Commuters contribute massivly to climate change.
They are no different than Easy Jet passengers in that regard.
If you support ”Plane Stupid” then this is ‘Train Stupid’.
People from Southend shouldn’t be commuting into central London.
I think I am following the line of logic here.
Price people off the rails.
damon, if you price people off the train they will drive to work instead.
You give the example of people commuting into central London from Southend, but most people need to commute to work unless they cycle (difficult if you are disabled, elderly or pregnant) or can afford to live near their place of work.
“Public transport”
Nice switch. We weren’t talking about public transport as a whole, only about the rail network.
Yes, I do think that usage of the rail network to commute is probably skewed away from the poor and towards the middle classes.
“Yes, I do think that usage of the rail network to commute is probably skewed away from the poor and towards the middle classes.”
Why, because the only people who take trains to work live in affluent satelite towns surrounding London?
Tell that to my mum, who has to find money for a railcard out of a meagre £14,000 pa pre-tax salary to get to work in Liverpool every day.
9
Hmmnnn… joined up transport policy anyone?
Railways and transport in general are just one example of the abject failure of succeeding governments, whether from the left or right, to come up with coherent policies.

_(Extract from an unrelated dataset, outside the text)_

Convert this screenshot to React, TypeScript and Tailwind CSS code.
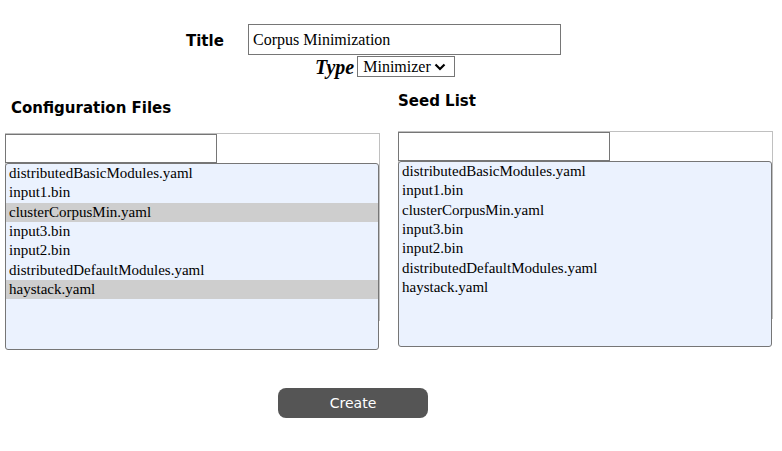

This isn’t a new problem. No wonder we have little manufacturing industry left, and that our infrastructure is sick joke.
The fact that railway travel in particular is relatively much more expensive here than in Europe is simply another way to impose a stealth tax on people. Whilst there is an argument to be made for expecting those using the services to contribute at least an element of the cost based on usage, there always has been and always will be a need for government subsidies. Similarly there is a case to be made that the existing subsidies for railways are in fact a huge subsidy in favour of London and the SE, which many of the nimby’s who live there tend to conveniently forget when railing against subsidies for the North and the Celtic fringes.
The way the railways were de-nationlised in this country was not only a disgrace, but a bugger’s muddle, as even the Thatcherite goons who profited from it most now agree. I can see little evidence that the current adminsitration will be any more willing or able to improve matters than the last.
No doubt we can expect the coming spending review to do what has always been done: slash spending and investment for short term reasons, because the problems it will cause won’t become evident until 10 or 15 years when the infrasturcture is collapsing, the train stock is super-annuated and safety has been put at risk.
@11 Galen10: “Similarly there is a case to be made that the existing subsidies for railways are in fact a huge subsidy in favour of London and the SE…”
I live in the East Midlands which I presume qualifies me to comment as an independent.
* Overall, the south east of England generates more GDP per capita than elsewhere. Thus government transport subsidies are being shifted from SE to SE.
* How should we calculate public transport efficiency? Head count on the bus, miles per passenger, offset from private to public transport?
* Stop, start. Stop, start. That is painful for a diesel engine.